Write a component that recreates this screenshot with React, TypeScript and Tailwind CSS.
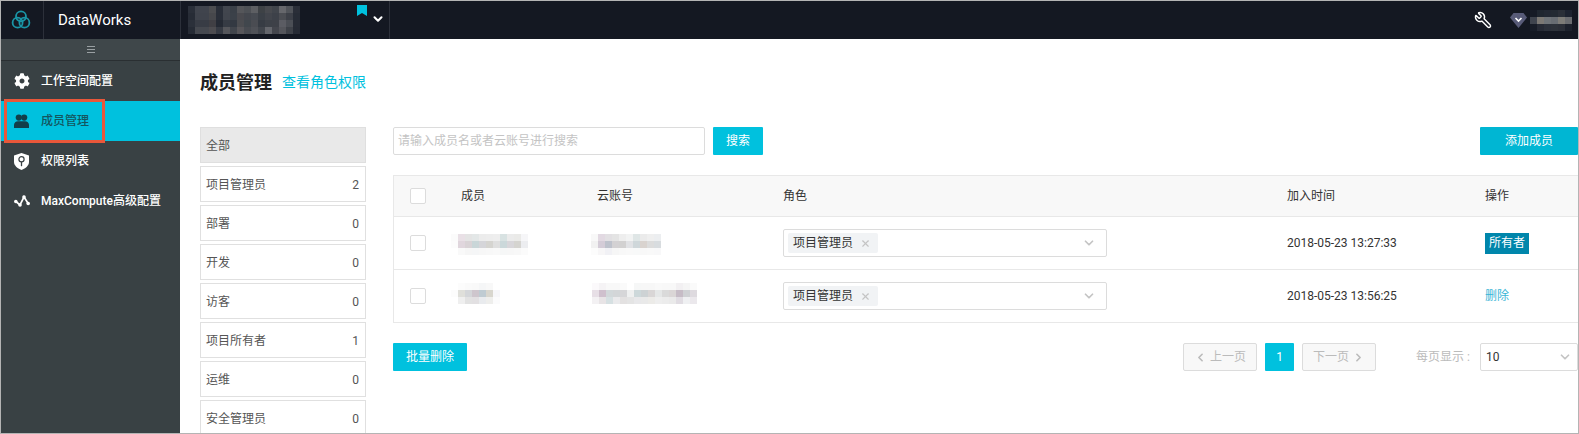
import { FaCog } from 'react-icons/fa'
import { ChevronDown, ChevronLeft, ChevronRight, Wrench, X } from 'lucide-react'

// pixelated regions of the screenshot, one string per row
const PROJECT = [
  '#2a2f39 #40444d #40444d #4c4d50 #2a2f39 #42464e #3a4048 #55565a #4e5156 #5d5f63 #3e4246 #484a4f #41454c #66676c #51545a #2a2e38',
  '#272c36 #3f434c #3f434c #47484c #2a2f39 #41454d #3b4149 #4a4a4f #44474e #474b52 #3b4047 #42454c #3d4149 #4b4d53 #3d4048 #272c36',
  '#2b303a #383c45 #383c45 #403f44 #252a34 #363b44 #333942 #4b4c50 #41474d #4a4c52 #373c44 #3d4148 #3e4148 #5b5c63 #4b4e55 #272b35',
  '#262b35 #45484f #45484f #4d4c50 #363a43 #55565b #41454c #57565a #484b51 #4f5157 #41454c #64666c #44464d #54555b #3e4148 #262a34',
]
const USER = [
  '#161b26 #1f2630 #222833 #232a33 #2a2f38 #1d2330',
  '#3f444e #7b7874 #6e7378 #686d73 #7d7c78 #6a6c70',
  '#171c27 #262a35 #2b303a #2d323a #2b2f38 #1c212c',
]
const MEMBER1 = [
  '#fbfbfb #e9e0e6 #e4e4e4 #e3e7e7 #ececec #ededed #eeeeee #d8e2e2 #ebebeb #eaeae8 #f6f6f8',
  '#fcfcfc #e0d6dd #d9d3d6 #c9d6d8 #d5d5d9 #d5d4d0 #dfdfdf #cbd8da #d8d6da #d5d4d0 #ecedf0',
  '#ffffff #f9f9f9 #f6f6f6 #f5f6f7 #f7f7f7 #f8f8f8 #f9f9f9 #f6f7f7 #f7f7f7 #f8f8f8 #fbfbfb',
]
const ACCOUNT1 = [
  '#f8f8f8 #e2d9e2 #e2e0e3 #e4e4e4 #eeeeee #f2f3f3 #dfe6e6 #ebebeb #efefef #eceef0',
  '#f1f1f1 #d4ccd7 #bec2cc #d3d1d3 #d2d1d1 #e1e2e5 #cfd7da #d9d3cf #dcdcdc #d8dcdf',
  '#fcfcfc #f7f6f7 #f1f1f5 #f6f6f6 #f8f8f8 #f9f9f9 #f8f9f9 #f8f8f8 #f9f9f9 #f8f8f9',
]
const MEMBER2 = [
  '#ffffff #fcfcfc #fafafa #f9f9f9 #f5f6f7 #f8f8f8 #ffffff',
  '#fcfcfc #dfdfda #d4d6d9 #cec6cd #bfcbd2 #d8d6ce #f6f6f9',
  '#ffffff #efefef #e2e2e2 #e2e0e2 #e9ebee #eeeeec #fbfbfc',
]
const ACCOUNT2 = [
  '#fbf9fb #f5f3f5 #f8f8f8 #f8f8f8 #fafafa #ffffff #f6f7f7 #f7f7f7 #f7f7f7 #f9f9f9 #f8f8f8 #f8f8f8 #f2f0f2 #f5f5f5 #fafafa',
  '#e7dfe6 #cfc0cd #d2d8da #d3d6d8 #d6d6d8 #eff0f0 #cdd8da #cdd2d4 #d9d6d6 #e5e7e7 #dadada #dad6d6 #c6bcc6 #cfd1d4 #dedadf',
  '#f3f1f3 #e8e4e6 #d6e0e2 #eaeaec #e3e1e1 #e4e4e4 #e8e8ea #e9e9e9 #ecebe8 #eeeeee #ececec #eaeaea #e0dce2 #eff0f2 #ebe8ec',
]

function Mosaic({ rows, className }: { rows: string[]; className?: string }) {
  const cells = rows.map((r) => r.split(' '))
  return (
    <svg className={className} width={cells[0].length * 7} height={cells.length * 7} shapeRendering="crispEdges">
      {cells.map((row, y) =>
        row.map((c, x) => <rect key={`${x}-${y}`} x={x * 7} y={y * 7} width="7" height="7" fill={c} />),
      )}
    </svg>
  )
}

const GROUPS = [
  { name: '项目管理员', count: 2 },
  { name: '部署', count: 0 },
  { name: '开发', count: 0 },
  { name: '访客', count: 0 },
  { name: '项目所有者', count: 1 },
  { name: '运维', count: 0 },
  { name: '安全管理员', count: 0 },
]

function Logo() {
  return (
    <svg width="20" height="20" viewBox="0 0 20 20" fill="none" stroke="#1a95a6" strokeWidth="1.800">
      <circle cx="10" cy="6.300" r="5" />
      <circle cx="6.600" cy="12.700" r="5" />
      <circle cx="13.400" cy="12.700" r="5" />
    </svg>
  )
}

function UsersIcon() {
  return (
    <svg width="15" height="14" viewBox="0 0 15 14" fill="#123f49">
      <circle cx="4.800" cy="3.600" r="3.100" />
      <circle cx="10.200" cy="3.600" r="3.100" />
      <path d="M0 14v-3c0-2.200 1.800-3.700 4-3.700h7c2.200 0 4 1.500 4 3.700v3z" />
    </svg>
  )
}

function ShieldIcon() {
  return (
    <svg width="15" height="17" viewBox="0 0 15 17">
      <path fill="#fff" d="M7.500 0 15 2.600v6.200c0 3.800-3.200 6.600-7.500 8.200C3.200 15.400 0 12.600 0 8.800V2.600z" />
      <circle cx="7.500" cy="6.200" r="2.600" fill="none" stroke="#394144" strokeWidth="1.200" />
      <path stroke="#394144" strokeWidth="1.300" d="M7.500 8.800v4.400" />
    </svg>
  )
}

function TrendIcon() {
  return (
    <svg width="16" height="12" viewBox="0 0 16 12">
      <path fill="none" stroke="#fff" strokeWidth="1.700" d="M1.800 6.500 6 10 10 2 14.200 8.500" />
      <circle cx="1.800" cy="6.500" r="1.800" fill="#fff" />
      <circle cx="6" cy="10" r="1.800" fill="#fff" />
      <circle cx="10" cy="2" r="1.800" fill="#fff" />
      <circle cx="14.200" cy="8.500" r="1.800" fill="#fff" />
    </svg>
  )
}

function DiamondIcon() {
  return (
    <svg width="17" height="15" viewBox="0 0 17 15">
      <path fill="#585b78" d="M3.500 0h10L17 4.500 8.500 15 0 4.500z" />
      <path fill="none" stroke="#fff" strokeWidth="1.600" d="m5.500 5 3 3 3-3" />
    </svg>
  )
}

function NavItem({ icon, label, active }: { icon: React.ReactNode; label: string; active?: boolean }) {
  return (
    <div className={`flex h-[40px] items-center ${active ? 'bg-[#00c1de] text-[#14565f]' : 'text-white'}`}>
      <div className="flex w-[40px] justify-center pl-[1px]">{icon}</div>
      <span className="text-[12px] font-medium">{label}</span>
    </div>
  )
}

function Check() {
  return <div className="h-[16px] w-[16px] rounded-[2px] border border-[#dcdcdc] bg-white" />
}

function RoleSelect() {
  return (
    <div className="flex h-[28px] w-[324px] items-center justify-between rounded-[2px] border border-[#dcdcdc] bg-white pl-[4px] pr-[10px]">
      <div className="flex h-[20px] w-[90px] items-center rounded-[2px] bg-[#f1f3f5] pl-[5px]">
        <span className="text-[12px] text-[#333]">项目管理员</span>
        <X className="ml-[7px] text-[#c4c4c4]" size={11} strokeWidth={2.5} />
      </div>
      <ChevronDown className="text-[#c4c4c4]" size={14} strokeWidth={3} />
    </div>
  )
}

const COLS = 'grid grid-cols-[67px_136px_186px_504px_198px_1fr] items-center border-b border-[#e8e8e8]'

export default function App() {
  return (
    <div className="h-[434px] w-[1579px] overflow-hidden border border-[#b4b4b4] font-['Roboto','Noto_Sans_CJK_SC',sans-serif] text-[12px] text-[#333]">
      {/* top bar */}
      <header className="flex h-[38px] items-stretch bg-[#141822]">
        <div className="flex w-[43px] items-center justify-center border-r border-[#2c303a] pr-[2px]">
          <Logo />
        </div>
        <div className="flex w-[137px] items-center border-r border-[#2c303a] pl-[14px] text-[15px] text-white">DataWorks</div>
        <div className="flex w-[209px] border-r border-[#2c303a] pl-[7px]">
          <Mosaic rows={PROJECT} className="mt-[5px]" />
          <svg className="ml-[57px] mt-[4px]" width="10" height="11" viewBox="0 0 10 11">
            <path fill="#00c1de" d="M0 0h10v11L5 8 0 11z" />
          </svg>
          <ChevronDown className="ml-[4px] mt-[11px] text-white" size={14} strokeWidth={3.5} />
        </div>
        <div className="ml-auto flex items-center pr-[6px]">
          <Wrench className="-scale-x-100 text-white" size={18} strokeWidth={1.9} />
          <div className="ml-[18px]">
            <DiamondIcon />
          </div>
          <Mosaic rows={USER} className="ml-[3px]" />
        </div>
      </header>

      <div className="flex h-[394px]">
        {/* sidebar */}
        <aside className="relative w-[179px] shrink-0 bg-[#394144]">
          <div className="flex h-[22px] items-center justify-center border-b border-[#2a2f32] bg-[#3f474a]">
            <svg width="8" height="7" viewBox="0 0 8 7" stroke="#9aa0a3">
              <path d="M0 .5h8M0 3.500h8M0 6.500h8" />
            </svg>
          </div>
          <NavItem icon={<FaCog size={16} />} label="工作空间配置" />
          <NavItem icon={<UsersIcon />} label="成员管理" active />
          <NavItem icon={<ShieldIcon />} label="权限列表" />
          <NavItem icon={<TrendIcon />} label="MaxCompute高级配置" />
          <div className="absolute left-[3px] top-[60px] h-[44px] w-[101px] border-[3px] border-[#e9573a]" />
        </aside>

        {/* main */}
        <main className="min-w-0 flex-1 pl-[20px]">
          <div className="flex h-[88px] items-center pb-[1px]">
            <h1 className="text-[18px] font-bold text-[#222]">成员管理</h1>
            <a className="ml-[10px] text-[14px] text-[#00c1de]">查看角色权限</a>
          </div>

          <div className="flex">
            <ul className="flex w-[166px] shrink-0 flex-col gap-[3px]">
              <li className="flex h-[36px] items-center border border-[#dfdfdf] bg-[#e9e9e9] px-[5px] pt-[2px] text-[#555]">全部</li>
              {GROUPS.map((g) => (
                <li key={g.name} className="flex h-[36px] shrink-0 items-center justify-between border border-[#e0e0e0] pl-[5px] pr-[6px] pt-[2px] text-[#555]">
                  <span>{g.name}</span>
                  <span>{g.count}</span>
                </li>
              ))}
            </ul>

            <div className="ml-[27px] min-w-0 flex-1">
              <div className="flex">
                <div className="flex h-[28px] w-[312px] items-center rounded-[2px] border border-[#dcdcdc] pl-[4px] text-[#c4c4c4]">请输入成员名或者云账号进行搜索</div>
                <button className="ml-[8px] h-[28px] w-[50px] rounded-[1px] bg-[#00c1de] text-white">搜索</button>
                <button className="ml-auto h-[28px] w-[98px] rounded-[1px] bg-[#00b6d3] text-white">添加成员</button>
              </div>

              <div className="mt-[20px] border-l border-t border-[#e8e8e8]">
                <div className={`${COLS} h-[41px] bg-[#f8f8f8]`}>
                  <div className="pl-[16px]"><Check /></div>
                  <span>成员</span>
                  <span>云账号</span>
                  <span>角色</span>
                  <span>加入时间</span>
                  <span>操作</span>
                </div>
                <div className={`${COLS} h-[53px]`}>
                  <div className="pl-[16px]"><Check /></div>
                  <Mosaic rows={MEMBER1} className="-ml-[10px] mt-[3px]" />
                  <Mosaic rows={ACCOUNT1} className="-ml-[6px] mt-[3px]" />
                  <RoleSelect />
                  <span>2018-05-23 13:27:33</span>
                  <span className="flex h-[21px] w-[44px] items-center justify-center bg-[#0086ab] text-white">所有者</span>
                </div>
                <div className={`${COLS} h-[53px]`}>
                  <div className="pl-[16px]"><Check /></div>
                  <Mosaic rows={MEMBER2} className="-ml-[10px] -mt-[5px]" />
                  <Mosaic rows={ACCOUNT2} className="-ml-[5px] -mt-[5px]" />
                  <RoleSelect />
                  <span>2018-05-23 13:56:25</span>
                  <a className="text-[#39b5d6]">删除</a>
                </div>
              </div>

              <div className="mt-[20px] flex items-center">
                <button className="h-[28px] w-[74px] rounded-[1px] bg-[#00c1de] text-white">批量删除</button>
                <div className="ml-auto flex items-center">
                  <button className="flex h-[28px] w-[74px] items-center justify-center gap-[3px] rounded-[2px] border border-[#dcdcdc] bg-[#f8f8f8] text-[#bbb]">
                    <ChevronLeft size={13} strokeWidth={3} />
                    上一页
                  </button>
                  <button className="ml-[8px] h-[28px] w-[29px] rounded-[1px] bg-[#00c1de] text-white">1</button>
                  <button className="ml-[8px] flex h-[28px] w-[74px] items-center justify-center gap-[3px] rounded-[2px] border border-[#dcdcdc] bg-[#f8f8f8] text-[#bbb]">
                    下一页
                    <ChevronRight size={13} strokeWidth={3} />
                  </button>
                  <span className="ml-[40px] w-[64px] text-[#bbb]">每页显示 :</span>
                  <div className="flex h-[28px] w-[98px] items-center justify-between rounded-[2px] border border-[#dcdcdc] pl-[5px] pr-[5px]">
                    <span>10</span>
                    <ChevronDown className="text-[#c4c4c4]" size={14} strokeWidth={3} />
                  </div>
                </div>
              </div>
            </div>
          </div>
        </main>
      </div>
    </div>
  )
}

###

#### [WHAT YOU NEED TO DO]
Please take the lines from the beginning of the data above through the line holding "ChevronRight, Wrench, X" and transcribe them exactly, without any pictures.

#### [CORRECT RESULT]
Write a component that recreates this screenshot with React, TypeScript and Tailwind CSS.
import { FaCog } from 'react-icons/fa'
import { ChevronDown, ChevronLeft, ChevronRight, Wrench, X } from 'lucide-react'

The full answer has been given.